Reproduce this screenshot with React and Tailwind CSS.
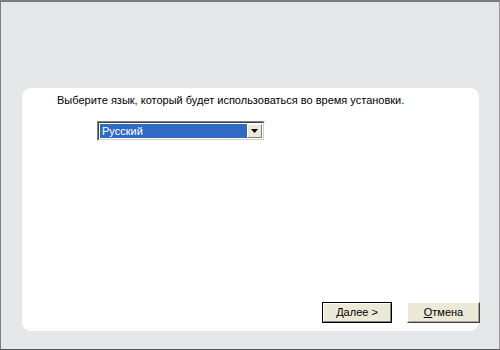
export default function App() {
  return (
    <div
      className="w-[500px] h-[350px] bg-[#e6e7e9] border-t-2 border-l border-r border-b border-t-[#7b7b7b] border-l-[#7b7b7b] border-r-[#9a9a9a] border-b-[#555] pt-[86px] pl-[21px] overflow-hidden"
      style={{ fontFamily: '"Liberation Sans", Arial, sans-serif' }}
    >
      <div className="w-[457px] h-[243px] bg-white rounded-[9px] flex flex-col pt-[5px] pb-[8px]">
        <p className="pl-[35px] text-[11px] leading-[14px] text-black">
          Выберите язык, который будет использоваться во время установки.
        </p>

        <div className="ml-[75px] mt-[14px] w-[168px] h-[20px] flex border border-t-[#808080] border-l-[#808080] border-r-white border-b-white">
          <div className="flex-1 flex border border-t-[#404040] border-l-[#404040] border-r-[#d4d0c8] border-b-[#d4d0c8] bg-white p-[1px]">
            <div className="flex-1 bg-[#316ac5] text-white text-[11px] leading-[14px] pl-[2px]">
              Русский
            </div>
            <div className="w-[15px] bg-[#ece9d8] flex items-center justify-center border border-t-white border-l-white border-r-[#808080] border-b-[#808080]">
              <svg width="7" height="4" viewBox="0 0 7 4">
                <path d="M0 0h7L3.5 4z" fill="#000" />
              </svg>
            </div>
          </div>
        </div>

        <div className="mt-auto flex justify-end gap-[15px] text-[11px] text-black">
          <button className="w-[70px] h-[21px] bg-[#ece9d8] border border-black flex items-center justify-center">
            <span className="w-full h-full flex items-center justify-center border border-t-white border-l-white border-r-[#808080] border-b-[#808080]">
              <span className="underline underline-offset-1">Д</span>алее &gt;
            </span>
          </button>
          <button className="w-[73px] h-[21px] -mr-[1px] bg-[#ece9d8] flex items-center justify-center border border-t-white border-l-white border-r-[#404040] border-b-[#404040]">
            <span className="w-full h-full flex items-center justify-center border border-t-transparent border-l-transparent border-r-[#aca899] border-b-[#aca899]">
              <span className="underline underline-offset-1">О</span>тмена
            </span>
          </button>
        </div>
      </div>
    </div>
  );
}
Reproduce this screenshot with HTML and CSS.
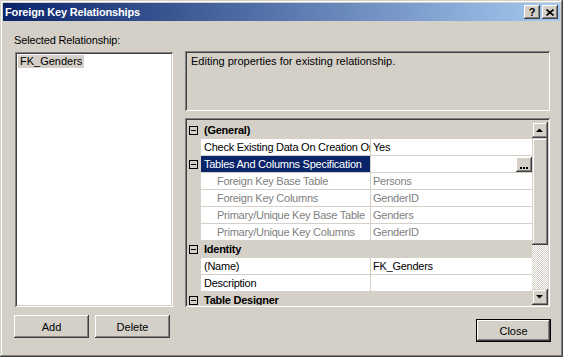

* * * * *

Written exercise — Produce an exact copy of each line of data, skipping embedded images.

Reply to the task —
Reproduce this screenshot with React and Tailwind CSS.
export default function App() {
  return (
    <div
      className="w-[500px] h-[350px] bg-[#e6e7e9] border-t-2 border-l border-r border-b border-t-[#7b7b7b] border-l-[#7b7b7b] border-r-[#9a9a9a] border-b-[#555] pt-[86px] pl-[21px] overflow-hidden"
      style={{ fontFamily: '"Liberation Sans", Arial, sans-serif' }}
    >
      <div className="w-[457px] h-[243px] bg-white rounded-[9px] flex flex-col pt-[5px] pb-[8px]">
        <p className="pl-[35px] text-[11px] leading-[14px] text-black">
          Выберите язык, который будет использоваться во время установки.
        </p>

        <div className="ml-[75px] mt-[14px] w-[168px] h-[20px] flex border border-t-[#808080] border-l-[#808080] border-r-white border-b-white">
          <div className="flex-1 flex border border-t-[#404040] border-l-[#404040] border-r-[#d4d0c8] border-b-[#d4d0c8] bg-white p-[1px]">
            <div className="flex-1 bg-[#316ac5] text-white text-[11px] leading-[14px] pl-[2px]">
              Русский
            </div>
            <div className="w-[15px] bg-[#ece9d8] flex items-center justify-center border border-t-white border-l-white border-r-[#808080] border-b-[#808080]">
              <svg width="7" height="4" viewBox="0 0 7 4">
                <path d="M0 0h7L3.5 4z" fill="#000" />
              </svg>
            </div>
          </div>
        </div>

        <div className="mt-auto flex justify-end gap-[15px] text-[11px] text-black">
          <button className="w-[70px] h-[21px] bg-[#ece9d8] border border-black flex items-center justify-center">
            <span className="w-full h-full flex items-center justify-center border border-t-white border-l-white border-r-[#808080] border-b-[#808080]">
              <span className="underline underline-offset-1">Д</span>алее &gt;
            </span>
          </button>
          <button className="w-[73px] h-[21px] -mr-[1px] bg-[#ece9d8] flex items-center justify-center border border-t-white border-l-white border-r-[#404040] border-b-[#404040]">
            <span className="w-full h-full flex items-center justify-center border border-t-transparent border-l-transparent border-r-[#aca899] border-b-[#aca899]">
              <span className="underline underline-offset-1">О</span>тмена
            </span>
          </button>
        </div>
      </div>
    </div>
  );
}
Reproduce this screenshot with HTML and CSS.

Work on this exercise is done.